Problem
I use SSH often to manage that older service and connect with an Elastic IP (which is basically a static IP) as the "hostname". Trying this same approach worked in dev (our office has a static IP and it's just like my terminal), but failed when deployed to Elastic Beanstalk.
Managing the Security Group (SG) of the older service required a new access rule for port 22:
Using the SG of Elastic Beanstalk failed to connect.
Using the private IP of of our VPC (e.g. 172.31.0.0) failed to connect.
Using the public IP of the Elastic Beanstalk worked!
However, this was problematic because the IP of my elastic beanstalk could change (our staging system is a single instance but production is a rolling cluster).
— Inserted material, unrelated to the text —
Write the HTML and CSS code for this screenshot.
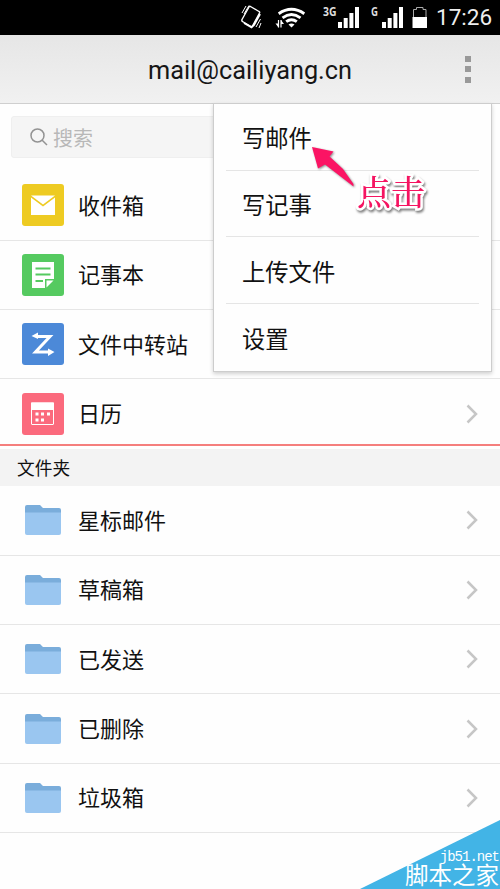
FILE: index.html
```html
<!DOCTYPE html>
<html lang="zh-CN">
<head>
<meta charset="utf-8">
<title>mail@cailiyang.cn</title>
<link rel="stylesheet" href="styles.css">
</head>
<body>
<svg class="defs" width="0" height="0" aria-hidden="true">
  <symbol id="folder" viewBox="0 0 36 30">
    <path d="M0 9V2Q0 0 2 0H15L18 3H34Q36 3 36 5V9Z" fill="#7aaddb"/>
    <path d="M0 7.5H36V28Q36 30 34 30H2Q0 30 0 28Z" fill="#9ac6f0"/>
  </symbol>
  <symbol id="chevron" viewBox="0 0 12 20"><path d="M1.5 1.5L10 10L1.5 18.5" fill="none" stroke="#c6c6c6" stroke-width="2.5"/></symbol>
</svg>
<div class="screen">
  <div class="status">
    <svg class="status-icons" width="200" height="35" viewBox="240 0 200 35">
      <g fill="none" stroke="#fff" stroke-width="1.4">
        <path d="M242 19.5L249 7Q249.500 6 250.500 6.500L259 11.500Q260 12 259.500 13L252.500 26Q252 27 251 26.500L242.500 21.500Q241.500 21 242 19.500Z"/>
        <path d="M244 23L251.500 27.300L254 25L260 14" stroke-width="2"/>
        <path d="M242 13L246 6M244 14L249 5.500M256 27L260.500 19M259 28L261 23" stroke-width="1"/>
      </g>
      <g fill="none" stroke="#fff" stroke-width="2.900">
        <path d="M278.700 13.700Q291.500 5 304.300 13.700M282.500 17.900Q291.500 11.300 300.500 17.900M286.200 21.700Q291.500 17.700 296.800 21.700"/>
      </g>
      <path d="M288.500 24.500Q291.500 22.500 294.500 24.500L291.500 27.500Z" fill="#fff"/>
      <path d="M278.500 27.500V20M281 20V27.500" stroke="#fff" stroke-width="1.200"/>
      <path d="M275.500 23.500H278.500V27.500ZM281 20V24H284Z" fill="#fff"/>
      <g fill="#fff">
        <path d="M338 22h4v6h-4zM343.700 18h4v10h-4zM349.400 13h4v15h-4zM355 7h4v21h-4z"/>
        <path d="M382 22h4v6h-4zM387.700 18h4v10h-4zM393.400 13h4v15h-4zM399 7h4v21h-4z"/>
        <path d="M412.500 17H427V28H412.500z"/>
      </g>
      <path d="M413.500 17V9.500H416.500V7.500H423V9.500H426V17" fill="none" stroke="#aaa"/>
      <text class="net" x="323" y="16" textLength="13.500" lengthAdjust="spacingAndGlyphs">3G</text>
      <text class="net" x="371" y="16" textLength="7" lengthAdjust="spacingAndGlyphs">G</text>
    </svg>
    <span class="clock">17:26</span>
  </div>
  <header class="header">
    <h1 class="account">mail@cailiyang.cn</h1>
    <div class="more"><i></i><i></i><i></i></div>
  </header>
  <main>
    <div class="search">
      <svg width="18" height="18" viewBox="0 0 18 18" fill="none" stroke="#939393" stroke-width="1.500"><circle cx="7.500" cy="7.500" r="6.500"/><path d="M12 12L17 17"/></svg>
      <span>搜索</span>
    </div>
    <div class="row">
      <svg class="tile" viewBox="0 0 42 42"><rect width="42" height="42" rx="3" fill="#eecb22"/><path d="M9 11.500H33L21 20.500Z" fill="#fff"/><path d="M9 13.500L21 22.500L33 13.500V31H9Z" fill="#fff"/></svg>
      <span class="label">收件箱</span><svg class="chevron"><use href="#chevron"/></svg>
    </div>
    <div class="row">
      <svg class="tile" viewBox="0 0 42 42"><rect width="42" height="42" rx="3" fill="#55ca60"/><path d="M10 8H32V25H23V34H10Z" fill="#fff"/><path d="M24.500 26.500H31.500L24.500 33.500Z" fill="#fff"/><path d="M13.500 14.500H28.500M13.500 20.500H28.500M13.500 27H21" stroke="#55ca60" stroke-width="2"/></svg>
      <span class="label">记事本</span><svg class="chevron"><use href="#chevron"/></svg>
    </div>
    <div class="row">
      <svg class="tile" viewBox="0 0 42 42"><rect width="42" height="42" rx="3" fill="#4c89d8"/><path d="M14 13.500H28L13.500 29H28" fill="none" stroke="#fff" stroke-width="3"/><path d="M9.500 13L16 9.500V16ZM32.500 29L26 25.500V33Z" fill="#fff"/></svg>
      <span class="label">文件中转站</span><svg class="chevron"><use href="#chevron"/></svg>
    </div>
    <div class="row row-last">
      <svg class="tile" viewBox="0 0 42 42"><rect width="42" height="42" rx="3" fill="#fb6a7d"/><rect x="9.500" y="10" width="22" height="21.500" rx=".5" fill="none" stroke="#fff"/><path d="M9 9.500H32V17H9Z" fill="#fff"/><path d="M13.500 19.500h3v3h-3zM19 19.500h3v3h-3zM25 19.500h3v3h-3zM13.500 25.500h3v3h-3zM19 25.500h3v3h-3z" fill="#fff"/></svg>
      <span class="label">日历</span><svg class="chevron"><use href="#chevron"/></svg>
    </div>
    <div class="section">文件夹</div>
    <div class="row"><svg class="folder"><use href="#folder"/></svg><span class="label">星标邮件</span><svg class="chevron"><use href="#chevron"/></svg></div>
    <div class="row"><svg class="folder"><use href="#folder"/></svg><span class="label">草稿箱</span><svg class="chevron"><use href="#chevron"/></svg></div>
    <div class="row"><svg class="folder"><use href="#folder"/></svg><span class="label">已发送</span><svg class="chevron"><use href="#chevron"/></svg></div>
    <div class="row"><svg class="folder"><use href="#folder"/></svg><span class="label">已删除</span><svg class="chevron"><use href="#chevron"/></svg></div>
    <div class="row"><svg class="folder"><use href="#folder"/></svg><span class="label">垃圾箱</span><svg class="chevron"><use href="#chevron"/></svg></div>
  </main>
  <div class="menu">
    <div class="menu-item">写邮件</div>
    <div class="menu-item">写记事</div>
    <div class="menu-item">上传文件</div>
    <div class="menu-item">设置</div>
  </div>
  <svg class="arrow" width="44" height="42" viewBox="0 0 44 42"><path d="M1 1L22.500 5.500L18.500 10.500L32 23L42.500 38V40.500L14 18.500L7 22.500Z" fill="#fb1464"/></svg>
  <div class="callout">点击</div>
  <div class="mark">
    <svg width="140" height="69" viewBox="0 0 140 69"><path d="M0 69L140 0V69Z" fill="#42b4e6"/></svg>
    <div class="mark-text"><span class="site">jb51.net</span><span class="name">脚本之家</span></div>
  </div>
</div>
</body>
</html>
```
FILE: styles.css
```css
* { box-sizing: border-box; }
body {
  margin: 0;
  background: #fefefe;
  color: #111;
  font-family: Roboto, "Noto Sans CJK SC", sans-serif;
}
.defs { position: absolute; }
.screen { position: relative; width: 500px; height: 889px; overflow: hidden; }
.status {
  display: flex;
  align-items: center;
  height: 35px;
  padding-left: 240px;
  background: #000;
  color: #eee;
}
.status-icons { flex: none; margin-right: -4px; }
.net { font: bold 12px "Open Sans", sans-serif; fill: #ddd; }
.clock { font-size: 22.5px; line-height: 37px; }
.header {
  display: flex;
  align-items: center;
  justify-content: center;
  position: relative;
  height: 69px;
  border-bottom: 1px solid #cfcfcf;
  background: linear-gradient(#e6e6e6, #f1f1f1);
}
.account { margin: 0; padding-top: 4px; font-size: 25.300px; font-weight: 400; line-height: 64px; color: #161616; }
.more { position: absolute; right: 29px; top: 20.500px; display: grid; gap: 4.500px; }
.more i { width: 6px; height: 6px; background: #999; }
.search {
  display: flex;
  align-items: center;
  gap: 5px;
  height: 42px;
  margin: 12px 11px 13.300px;
  padding-left: 18px;
  border: 1px solid #efefef;
  border-radius: 3px;
  background: #f5f5f5;
  color: #b8b8b8;
  font-size: 20px;
}
.row {
  display: flex;
  align-items: center;
  height: 69.400px;
  padding: 0 22px;
  border-bottom: 1px solid #e6e6e6;
}
.row-last { height: 64.700px; padding-top: 4px; border: 0; }
.tile { width: 42px; height: 42px; margin-right: 14px; }
.folder { width: 36px; height: 30px; margin: 0 17px 0 3px; }
.label { flex: 1; padding-top: 3px; font-size: 22px; line-height: 32px; }
.chevron { width: 12px; height: 20px; }
.section {
  display: flex;
  align-items: center;
  height: 42px;
  padding: 3px 17px 2px;
  border-top: 2px solid #f57f7d;
  background: linear-gradient(#fff 3px, #f3f3f3 3px);
  font-size: 17.700px;
}
.menu {
  position: absolute;
  left: 213px;
  top: 103px;
  width: 279px;
  height: 269px;
  padding: 0 12px;
  border: 1px solid #cdcdcd;
  background: #fefefe;
  box-shadow: 0 2px 4px rgba(0, 0, 0, .18);
}
.menu-item {
  display: flex;
  align-items: center;
  height: 66.700px;
  padding: 1px 0 0 16px;
  border-bottom: 1px solid #e5e5e5;
  font-size: 23.300px;
}
.menu-item:last-child { border: 0; }
.arrow { position: absolute; left: 311px; top: 146px; filter: drop-shadow(1px 1px 1px rgba(0, 0, 0, .45)); }
.callout {
  position: absolute;
  left: 357px;
  top: 167px;
  color: #f51461;
  font: 500 34px/48px "Noto Serif CJK SC", "Noto Sans CJK SC", serif;
  -webkit-text-stroke: 5px #fff;
  paint-order: stroke fill;
  filter: drop-shadow(1px 2px 1px rgba(0, 0, 0, .5));
}
.mark { position: absolute; right: 0; bottom: 0; width: 140px; height: 69px; color: #fff; }
.mark-text {
  position: absolute;
  right: 1px;
  bottom: 0;
  display: flex;
  flex-direction: column;
  align-items: flex-end;
}
.site { font: 14px/14px "Liberation Mono", monospace; letter-spacing: -1px; margin-bottom: 0; }
.name { font-size: 23.500px; line-height: 25px; }
```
Editing the SG manually would be dumb and writing a script to check public IPs in the Beanstalk after each deploy sounded hard.
Easy Solution
Instead of referencing the static IP address XXX.XX.XXX.XXX when connecting via SSH, I used the public DNS, which contains the elastic/static IP address anyway (e.g.
ec2-XXX-XX-XXX-XXX.compute-1.amazonaws.com,
so shouldn't change on me). This allowed EC2 to resolve internal IP addresses, and thus the Security Group rule on the older EC2 instanced worked for another security group instead of public IP. I panicked and asked on AWS Forums and StackoverFlow as well, and answered my own question at each.